By David Lawder
WASHINGTON (Reuters) – The World Bank on Thursday adopted a plan to aid China with $1 billion to $1.5 billion in low-interest loans annually through June 2025, despite the objections of U.S. Treasury Secretary Steven Mnuchin.
Mnuchin told a House Financial Services Committee hearing that the Treasury’s representative on the bank’s board had objected on to the plan on Wednesday, adding he wanted the World Bank to “graduate” China from its concessional loan programs for low- and middle-income countries.
The new five-year plan calls for lending to “gradually decline” from the previous five-year average of $1.8 billion.
It was published http://documents.worldbank.org/curated/en/902781575573489712/pdf/China-C… on Thursday afternoon after the World Bank’s board “expressed broad support” for the multilateral development lender’s engagement in China’s structural and environmental reforms.
The World Bank loaned China $1.3 billion in the fiscal 2019 year ended June 30, down from about $2.4 billion during fiscal 2017.
“Lending levels may fluctuate up and down from year to year due to normal pipeline management based on project readiness,” the World Bank said in the new plan.
It said Beijing had requested continued financing from the World Bank’s International Bank for Reconstruction and Development division “as platforms for reform, institution building and knowledge transfer.”

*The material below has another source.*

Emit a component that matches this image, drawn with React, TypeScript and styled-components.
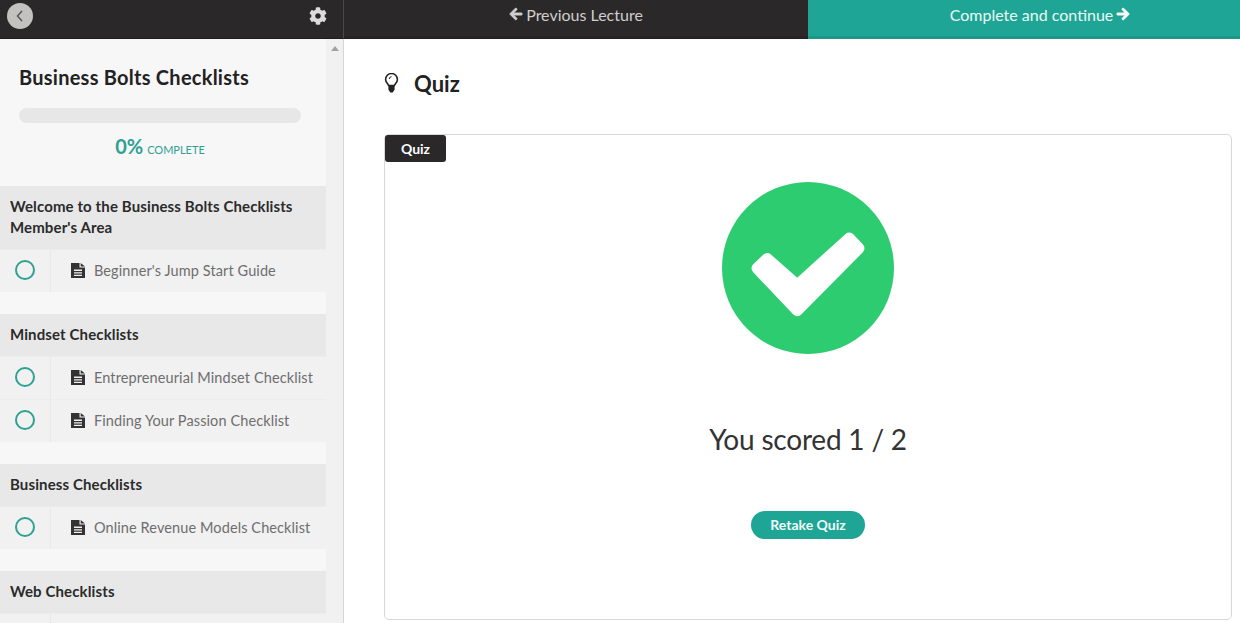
import React from "react";
import styled, { createGlobalStyle } from "styled-components";
import { FaArrowLeft, FaArrowRight, FaCog } from "react-icons/fa";

const Global = createGlobalStyle`
  html, body { margin: 0; padding: 0; height: 623px; overflow: hidden; background: #fff; }
  body { font-family: Lato, "Liberation Sans", sans-serif; color: #2b2b2b; }
  * { box-sizing: border-box; }
`;

const Page = styled.div`
  width: 1240px;
  height: 623px;
  display: flex;
  flex-direction: column;
  overflow: hidden;
`;

const TopBar = styled.header`
  height: 39px;
  flex: none;
  display: flex;
  background: #2a2828;
`;

const BarSide = styled.div`
  width: 344px;
  flex: none;
  display: flex;
  align-items: center;
  justify-content: space-between;
  padding: 0 16px 7px 7px;
  border-right: 1px solid #4a4848;
  border-bottom: 1px solid #1f1e1e;
`;

const BackButton = styled.button`
  width: 26px;
  height: 26px;
  padding: 0;
  border: 0;
  border-radius: 50%;
  background: #c4c1c1;
  display: flex;
  align-items: center;
  justify-content: center;
`;

const NavLink = styled.div<{ $primary?: boolean }>`
  display: flex;
  align-items: center;
  justify-content: center;
  gap: 3px;
  height: 39px;
  width: ${(p) => (p.$primary ? "432px" : "464px")};
  flex: none;
  font-size: 16px;
  padding: ${(p) => (p.$primary ? "0 0 8px 32px" : "0 0 8px 0")};
  color: ${(p) => (p.$primary ? "#eafaf6" : "#d0cece")};
  background: ${(p) => (p.$primary ? "#1fa595" : "#2a2828")};
  border-bottom: 3px solid ${(p) => (p.$primary ? "#1c9788" : "#242222")};
  svg {
    stroke: currentColor;
    stroke-width: 30;
  }
`;

const Body = styled.div`
  flex: 1;
  display: flex;
  min-height: 0;
`;

const Sidebar = styled.aside`
  width: 344px;
  flex: none;
  display: flex;
  border-right: 1px solid #d6d6d6;
  background: #f7f7f7;
`;

const SideList = styled.div`
  width: 326px;
  flex: none;
`;

const Scrollbar = styled.div`
  flex: 1;
  background: #f1f1f1;
  display: flex;
  justify-content: center;
  padding-top: 7px;
`;

const ScrollArrow = styled.div`
  width: 0;
  height: 0;
  border-left: 4px solid transparent;
  border-right: 4px solid transparent;
  border-bottom: 5px solid #a3a3a3;
`;

const CourseHead = styled.div`
  height: 147px;
  padding: 26px 25px 0 19px;
`;

const CourseTitle = styled.h1`
  margin: 0;
  font-size: 20px;
  line-height: 24px;
  font-weight: 700;
  letter-spacing: 0.25px;
  color: #222;
`;

const Progress = styled.div`
  height: 15px;
  margin-top: 19px;
  border-radius: 8px;
  background: #e7e7e7;
`;

const ProgressLabel = styled.div`
  margin-top: 11px;
  text-align: center;
  color: #2fa193;
  font-size: 11px;
  line-height: 24px;
  text-transform: uppercase;
  b {
    font-size: 20px;
    font-weight: 700;
    margin-right: 4px;
  }
`;

const SectionBlock = styled.section`
  padding-bottom: 22px;
`;

const SectionTitle = styled.div`
  background: #e8e8e8;
  padding: 10px 10px 11px;
  font-size: 15px;
  letter-spacing: 0.12px;
  line-height: 21px;
  font-weight: 700;
  color: #2b2b2b;
`;

const Row = styled.div`
  display: flex;
  height: 43px;
  background: #f1f1f1;
  border-top: 1px solid #ececec;
`;

const StatusCell = styled.div`
  width: 51px;
  flex: none;
  display: flex;
  align-items: center;
  justify-content: center;
  padding-bottom: 2px;
  border-right: 1px solid #e8e8e8;
`;

const StatusRing = styled.span`
  width: 20px;
  height: 20px;
  border-radius: 50%;
  border: 2px solid #2fa193;
`;

const RowLabel = styled.div`
  display: flex;
  align-items: center;
  gap: 9px;
  padding: 0 0 2px 20px;
  font-size: 14.5px;
  letter-spacing: 0.1px;
  color: #6e6e6e;
  white-space: nowrap;
`;

const Main = styled.main`
  flex: 1;
  padding: 31px 8px 3px 40px;
  display: flex;
  flex-direction: column;
`;

const LessonHead = styled.div`
  display: flex;
  align-items: center;
  gap: 15px;
  height: 26px;
  margin-bottom: 38px;
`;

const LessonTitle = styled.h2`
  margin: 0;
  font-size: 22px;
  font-weight: 700;
  color: #222;
`;

const Card = styled.div`
  position: relative;
  flex: 1;
  border: 1px solid #d8d8d8;
  border-radius: 5px;
  display: flex;
  flex-direction: column;
  align-items: center;
  padding-top: 47px;
`;

const Tag = styled.div`
  position: absolute;
  left: 0;
  top: 0;
  width: 61px;
  height: 27px;
  padding-bottom: 1px;
  border-radius: 3px;
  background: #2a2828;
  color: #fff;
  font-size: 14px;
  font-weight: 700;
  display: flex;
  align-items: center;
  justify-content: center;
`;

const Score = styled.div`
  margin-top: 65px;
  font-size: 28px;
  line-height: 40px;
  font-weight: 400;
  letter-spacing: -0.2px;
  color: #333;
`;

const Retake = styled.button`
  margin-top: 52px;
  width: 114px;
  height: 28px;
  border: 0;
  padding: 0 0 2px;
  border-radius: 14px;
  background: #1fa595;
  color: #f2fbf9;
  font-family: inherit;
  font-size: 14px;
  font-weight: 700;
`;

const sections = [
  { title: ["Welcome to the Business Bolts Checklists", "Member's Area"], items: ["Beginner's Jump Start Guide"] },
  { title: ["Mindset Checklists"], items: ["Entrepreneurial Mindset Checklist", "Finding Your Passion Checklist"] },
  { title: ["Business Checklists"], items: ["Online Revenue Models Checklist"] },
  { title: ["Web Checklists"], items: [""] },
];

function DocIcon() {
  return (
    <svg width="14" height="15" viewBox="0 0 14 15">
      <path
        fillRule="evenodd"
        fill="#333"
        d="M0 0h8.5v4.5H14V15H0zM3 6.6v1.3h8V6.6zM3 9.2v1.3h8V9.2zM3 11.8v1.3h8v-1.3zM9.7 0 14 3.4H9.7z"
      />
    </svg>
  );
}

export default function App() {
  return (
    <Page>
      <Global />
      <TopBar>
        <BarSide>
          <BackButton aria-label="Back">
            <svg width="14" height="14" viewBox="0 0 14 14" fill="none" stroke="#555" strokeWidth="1.5">
              <path d="M9 2 4.5 7 9 12" />
            </svg>
          </BackButton>
          <FaCog size={18} color="#dcdcdc" />
        </BarSide>
        <NavLink>
          <FaArrowLeft size={14} /> Previous Lecture
        </NavLink>
        <NavLink $primary>
          Complete and continue <FaArrowRight size={14} color="#fff" />
        </NavLink>
      </TopBar>
      <Body>
        <Sidebar>
          <SideList>
            <CourseHead>
              <CourseTitle>Business Bolts Checklists</CourseTitle>
              <Progress />
              <ProgressLabel>
                <b>0%</b>Complete
              </ProgressLabel>
            </CourseHead>
            {sections.map((s) => (
              <SectionBlock key={s.title[0]}>
                <SectionTitle>
                  {s.title.map((t) => (
                    <div key={t}>{t}</div>
                  ))}
                </SectionTitle>
                {s.items.map((it) => (
                  <Row key={it}>
                    <StatusCell>{it && <StatusRing />}</StatusCell>
                    {it && (
                      <RowLabel>
                        <DocIcon />
                        {it}
                      </RowLabel>
                    )}
                  </Row>
                ))}
              </SectionBlock>
            ))}
          </SideList>
          <Scrollbar>
            <ScrollArrow />
          </Scrollbar>
        </Sidebar>
        <Main>
          <LessonHead>
            <svg width="15" height="20" viewBox="0 0 15 20" fill="none">
              <path d="M4.6 12.5C4 10.6 1.6 9.5 1.6 6.4a5.9 5.9 0 0 1 11.8 0c0 3.1-2.4 4.2-3 6.1z" stroke="#222" strokeWidth="1.6" />
              <path d="M4.4 13h6.2v3.6L8.8 19.5H6.2L4.4 16.6z" fill="#222" />
              <path d="M5.2 6a2.4 2.4 0 0 1 2.3-2.3" stroke="#222" strokeWidth="1" />
            </svg>
            <LessonTitle>Quiz</LessonTitle>
          </LessonHead>
          <Card>
            <Tag>Quiz</Tag>
            <svg width="172" height="172" viewBox="0 0 172 172">
              <circle cx="86" cy="86" r="86" fill="#2ecc71" />
              <path
                d="M35 86.3 45.3 76.5 75.3 103 127.3 56 137 66.3 75.3 128.7z"
                fill="#fff"
                stroke="#fff"
                strokeWidth="11"
                strokeLinejoin="round"
              />
            </svg>
            <Score>You scored 1 / 2</Score>
            <Retake>Retake Quiz</Retake>
          </Card>
        </Main>
      </Body>
    </Page>
  );
}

U.S. RIGHTS, TRADE CONCERNS
But the decline in lending is not fast enough for Mnuchin, who has argued China is too wealthy for such international aid when it is lending hundreds of billions of dollars of its own to poor countries through its Belt and Road infrastructure drive.

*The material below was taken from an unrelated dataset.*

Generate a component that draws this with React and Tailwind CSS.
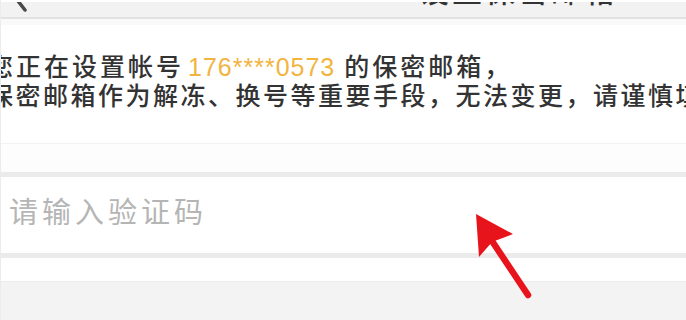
import React from "react";

const cjk = { fontFamily: '"Liberation Sans", "Noto Sans CJK SC", sans-serif' };

export default function App() {
  return (
    <div
      className="relative w-[686px] h-[320px] overflow-hidden bg-white border-l border-[#ececec]"
      style={cjk}
    >
      {/* nav bar, mostly cut off at the top */}
      <div className="relative h-[19px] bg-[#f2f2f2] border-t-2 border-white border-b-2 border-b-[#e2e2e2] overflow-hidden">
        <svg className="absolute left-[8px] top-0" width="24" height="14" viewBox="0 0 24 14">
          <path d="M2 -10 L16 8" stroke="#4a4a4a" strokeWidth="3.5" strokeLinecap="round" fill="none" />
        </svg>
        <div className="pl-[418px] -mt-[25px] text-[30px] leading-[30px] tracking-[3px] font-medium text-[#333]">
          设置保密邮箱
        </div>
      </div>
      <div className="h-[6px] bg-[#f9f9f9]" />

      {/* notice text */}
      <div className="pt-[28px] -ml-[13px] whitespace-nowrap text-[25px] leading-[29px] font-medium text-[#333]">
        <div>
          <span className="tracking-[3px]">您正在设置帐号</span>
          <span className="ml-[4px] mr-[9px] font-normal tracking-[1px] text-[#f2b441]">176****0573</span>
          <span className="tracking-[3px]">的保密邮箱，</span>
        </div>
        <div className="tracking-[2.5px]">保密邮箱作为解冻、换号等重要手段，无法变更，请谨慎填写</div>
      </div>

      <div className="mt-[32px] h-[1px] bg-[#f3f3f3]" />
      <div className="h-[28px] bg-[#fdfdfd]" />

      {/* input */}
      <div className="border-t-[5px] border-[#ebebeb] border-b-[5px] border-b-[#ebebeb] h-[86px] flex items-center bg-white">
        <span className="pl-[8px] -mt-[4px] text-[29px] leading-[34px] tracking-[4px] text-[#b5b5b5]">
          请输入验证码
        </span>
      </div>

      <div className="h-[23px] bg-white" />
      <div className="h-[40px] bg-[#f3f3f3] border-t border-[#ececec]" />

      {/* red annotation arrow */}
      <svg className="absolute left-0 top-0 pointer-events-none" width="686" height="320" viewBox="0 0 686 320">
        <path d="M489 238 L527 295" stroke="#e8141b" strokeWidth="6.5" strokeLinecap="round" />
        <polygon points="475,214 478,257 491,242 512,234" fill="#e8141b" />
      </svg>
    </div>
  );
}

U.S. lawmakers are also increasingly expressing concerns that U.S. taxpayer funds loaned through the World Bank to China will enable human rights abuses and unfair economic competition with the United States.
In Senate floor remarks on Thursday, Senate Finance Committee Chairman Charles Grassley cited alleged human rights abuses in Xinjiang associated with detention camps for Muslim Uighurs in criticizing the World Bank lending plan.
“The World Bank, using American tax dollars, should not be lending to wealthy countries that violate the human rights of their citizens and attempt to dominate weaker countries either militarily or economically,” Grassley said.
China defended its partnership with the World Bank.
“We are willing to make an effort and work together (with the bank) to summarize and share China’s success and experience in poverty alleviation with other developing countries, to realize a long-term sustainable development for these countries,” foreign ministry spokeswoman Hua Chunying told a news briefing Friday.
Although the United States hold an effective veto power over major board decisions such as capital increases and leadership appointments, the latest China lending plan did not require a formal vote.
Mnuchin told lawmakers he expected the World Bank’s lending to China to fall below $1 billion during the current fiscal year, with more repayment funds flowing back to the lender from China than loan funds going out.
The World Bank said the loans in the five-year plan would be aimed at advancing market and fiscal reforms, promoting greener growth and increasing citizens’ access to health and social services.